** Task to carry out **
Transcribe the whole listing without a single picture.

** Dataset extract **
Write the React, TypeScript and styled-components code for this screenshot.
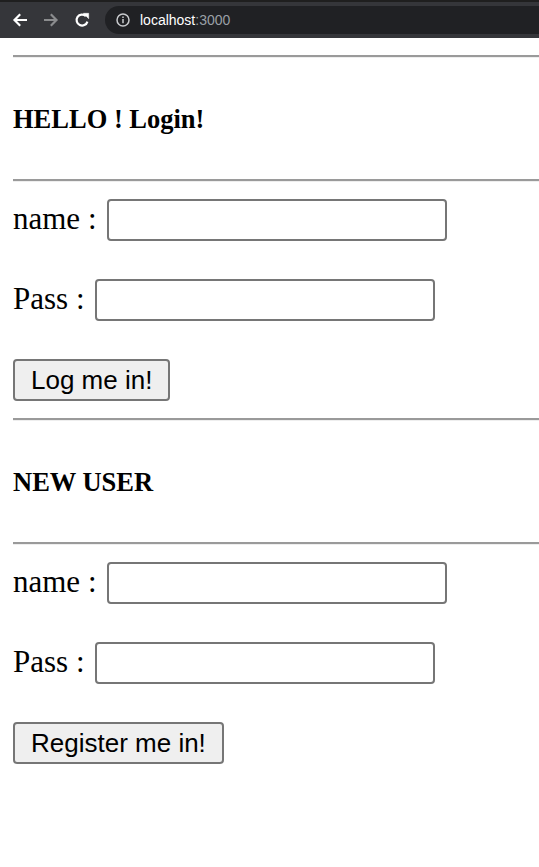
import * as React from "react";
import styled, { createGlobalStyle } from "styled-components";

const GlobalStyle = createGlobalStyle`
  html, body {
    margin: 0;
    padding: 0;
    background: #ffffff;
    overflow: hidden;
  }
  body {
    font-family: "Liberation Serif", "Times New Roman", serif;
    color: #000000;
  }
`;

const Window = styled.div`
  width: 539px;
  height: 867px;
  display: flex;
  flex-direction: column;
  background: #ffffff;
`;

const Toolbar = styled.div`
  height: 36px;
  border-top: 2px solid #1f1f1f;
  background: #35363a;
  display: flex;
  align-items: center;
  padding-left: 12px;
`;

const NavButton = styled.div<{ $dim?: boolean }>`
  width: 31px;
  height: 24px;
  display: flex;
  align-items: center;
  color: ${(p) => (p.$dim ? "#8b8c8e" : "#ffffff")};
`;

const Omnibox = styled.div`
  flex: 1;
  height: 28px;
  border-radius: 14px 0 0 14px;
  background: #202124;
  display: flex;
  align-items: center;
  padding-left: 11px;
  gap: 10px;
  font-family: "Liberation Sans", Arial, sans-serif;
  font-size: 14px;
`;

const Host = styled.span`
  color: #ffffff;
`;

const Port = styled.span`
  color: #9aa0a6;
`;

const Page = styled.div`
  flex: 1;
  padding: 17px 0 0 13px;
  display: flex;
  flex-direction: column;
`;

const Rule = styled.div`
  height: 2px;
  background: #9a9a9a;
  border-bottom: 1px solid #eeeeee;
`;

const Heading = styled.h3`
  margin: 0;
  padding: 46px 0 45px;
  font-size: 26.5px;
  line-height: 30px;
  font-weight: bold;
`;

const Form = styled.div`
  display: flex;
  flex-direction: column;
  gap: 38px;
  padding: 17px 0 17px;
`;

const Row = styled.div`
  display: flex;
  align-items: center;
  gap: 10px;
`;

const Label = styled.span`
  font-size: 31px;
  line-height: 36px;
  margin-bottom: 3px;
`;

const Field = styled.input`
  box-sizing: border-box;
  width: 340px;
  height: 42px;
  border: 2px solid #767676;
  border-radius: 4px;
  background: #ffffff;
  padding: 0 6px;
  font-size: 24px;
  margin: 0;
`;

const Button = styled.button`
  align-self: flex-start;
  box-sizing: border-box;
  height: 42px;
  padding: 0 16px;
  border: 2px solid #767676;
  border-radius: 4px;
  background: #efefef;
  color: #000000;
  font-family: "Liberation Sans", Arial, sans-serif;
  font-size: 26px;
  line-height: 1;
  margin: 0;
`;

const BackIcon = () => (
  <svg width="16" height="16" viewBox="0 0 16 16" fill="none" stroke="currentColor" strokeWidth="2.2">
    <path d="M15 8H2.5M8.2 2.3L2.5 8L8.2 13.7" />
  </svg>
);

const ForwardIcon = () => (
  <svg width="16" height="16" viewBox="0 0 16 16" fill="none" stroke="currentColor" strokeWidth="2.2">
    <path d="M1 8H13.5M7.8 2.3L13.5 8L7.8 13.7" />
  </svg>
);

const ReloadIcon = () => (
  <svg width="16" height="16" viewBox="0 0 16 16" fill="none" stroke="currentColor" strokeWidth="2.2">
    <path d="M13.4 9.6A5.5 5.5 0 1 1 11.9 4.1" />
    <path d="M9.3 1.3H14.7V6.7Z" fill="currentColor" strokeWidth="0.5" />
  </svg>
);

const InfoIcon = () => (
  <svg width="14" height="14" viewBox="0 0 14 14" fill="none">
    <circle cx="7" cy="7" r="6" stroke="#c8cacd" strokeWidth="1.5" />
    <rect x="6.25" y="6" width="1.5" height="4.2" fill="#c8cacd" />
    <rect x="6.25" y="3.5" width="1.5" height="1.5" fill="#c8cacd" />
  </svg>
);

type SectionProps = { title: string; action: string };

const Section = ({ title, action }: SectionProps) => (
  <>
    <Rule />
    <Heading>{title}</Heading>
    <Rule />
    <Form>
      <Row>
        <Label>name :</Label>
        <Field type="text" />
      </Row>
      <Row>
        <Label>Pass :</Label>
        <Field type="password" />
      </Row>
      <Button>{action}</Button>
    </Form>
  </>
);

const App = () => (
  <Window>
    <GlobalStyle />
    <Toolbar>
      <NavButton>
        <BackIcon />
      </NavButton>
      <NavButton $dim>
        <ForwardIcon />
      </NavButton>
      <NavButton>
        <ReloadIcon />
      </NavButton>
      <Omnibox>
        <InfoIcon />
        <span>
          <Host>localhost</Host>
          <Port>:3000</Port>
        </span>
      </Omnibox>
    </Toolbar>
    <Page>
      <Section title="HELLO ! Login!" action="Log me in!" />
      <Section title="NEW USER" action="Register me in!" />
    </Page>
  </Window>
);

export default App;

** Exercise output **
Write the React, TypeScript and styled-components code for this screenshot.
import * as React from "react";
import styled, { createGlobalStyle } from "styled-components";

const GlobalStyle = createGlobalStyle`
  html, body {
    margin: 0;
    padding: 0;
    background: #ffffff;
    overflow: hidden;
  }
  body {
    font-family: "Liberation Serif", "Times New Roman", serif;
    color: #000000;
  }
`;

const Window = styled.div`
  width: 539px;
  height: 867px;
  display: flex;
  flex-direction: column;
  background: #ffffff;
`;

const Toolbar = styled.div`
  height: 36px;
  border-top: 2px solid #1f1f1f;
  background: #35363a;
  display: flex;
  align-items: center;
  padding-left: 12px;
`;

const NavButton = styled.div<{ $dim?: boolean }>`
  width: 31px;
  height: 24px;
  display: flex;
  align-items: center;
  color: ${(p) => (p.$dim ? "#8b8c8e" : "#ffffff")};
`;

const Omnibox = styled.div`
  flex: 1;
  height: 28px;
  border-radius: 14px 0 0 14px;
  background: #202124;
  display: flex;
  align-items: center;
  padding-left: 11px;
  gap: 10px;
  font-family: "Liberation Sans", Arial, sans-serif;
  font-size: 14px;
`;

const Host = styled.span`
  color: #ffffff;
`;

const Port = styled.span`
  color: #9aa0a6;
`;

const Page = styled.div`
  flex: 1;
  padding: 17px 0 0 13px;
  display: flex;
  flex-direction: column;
`;

const Rule = styled.div`
  height: 2px;
  background: #9a9a9a;
  border-bottom: 1px solid #eeeeee;
`;

const Heading = styled.h3`
  margin: 0;
  padding: 46px 0 45px;
  font-size: 26.5px;
  line-height: 30px;
  font-weight: bold;
`;

const Form = styled.div`
  display: flex;
  flex-direction: column;
  gap: 38px;
  padding: 17px 0 17px;
`;

const Row = styled.div`
  display: flex;
  align-items: center;
  gap: 10px;
`;

const Label = styled.span`
  font-size: 31px;
  line-height: 36px;
  margin-bottom: 3px;
`;

const Field = styled.input`
  box-sizing: border-box;
  width: 340px;
  height: 42px;
  border: 2px solid #767676;
  border-radius: 4px;
  background: #ffffff;
  padding: 0 6px;
  font-size: 24px;
  margin: 0;
`;

const Button = styled.button`
  align-self: flex-start;
  box-sizing: border-box;
  height: 42px;
  padding: 0 16px;
  border: 2px solid #767676;
  border-radius: 4px;
  background: #efefef;
  color: #000000;
  font-family: "Liberation Sans", Arial, sans-serif;
  font-size: 26px;
  line-height: 1;
  margin: 0;
`;

const BackIcon = () => (
  <svg width="16" height="16" viewBox="0 0 16 16" fill="none" stroke="currentColor" strokeWidth="2.2">
    <path d="M15 8H2.5M8.2 2.3L2.5 8L8.2 13.7" />
  </svg>
);

const ForwardIcon = () => (
  <svg width="16" height="16" viewBox="0 0 16 16" fill="none" stroke="currentColor" strokeWidth="2.2">
    <path d="M1 8H13.5M7.8 2.3L13.5 8L7.8 13.7" />
  </svg>
);

const ReloadIcon = () => (
  <svg width="16" height="16" viewBox="0 0 16 16" fill="none" stroke="currentColor" strokeWidth="2.2">
    <path d="M13.4 9.6A5.5 5.5 0 1 1 11.9 4.1" />
    <path d="M9.3 1.3H14.7V6.7Z" fill="currentColor" strokeWidth="0.5" />
  </svg>
);

const InfoIcon = () => (
  <svg width="14" height="14" viewBox="0 0 14 14" fill="none">
    <circle cx="7" cy="7" r="6" stroke="#c8cacd" strokeWidth="1.5" />
    <rect x="6.25" y="6" width="1.5" height="4.2" fill="#c8cacd" />
    <rect x="6.25" y="3.5" width="1.5" height="1.5" fill="#c8cacd" />
  </svg>
);

type SectionProps = { title: string; action: string };

const Section = ({ title, action }: SectionProps) => (
  <>
    <Rule />
    <Heading>{title}</Heading>
    <Rule />
    <Form>
      <Row>
        <Label>name :</Label>
        <Field type="text" />
      </Row>
      <Row>
        <Label>Pass :</Label>
        <Field type="password" />
      </Row>
      <Button>{action}</Button>
    </Form>
  </>
);

const App = () => (
  <Window>
    <GlobalStyle />
    <Toolbar>
      <NavButton>
        <BackIcon />
      </NavButton>
      <NavButton $dim>
        <ForwardIcon />
      </NavButton>
      <NavButton>
        <ReloadIcon />
      </NavButton>
      <Omnibox>
        <InfoIcon />
        <span>
          <Host>localhost</Host>
          <Port>:3000</Port>
        </span>
      </Omnibox>
    </Toolbar>
    <Page>
      <Section title="HELLO ! Login!" action="Log me in!" />
      <Section title="NEW USER" action="Register me in!" />
    </Page>
  </Window>
);

export default App;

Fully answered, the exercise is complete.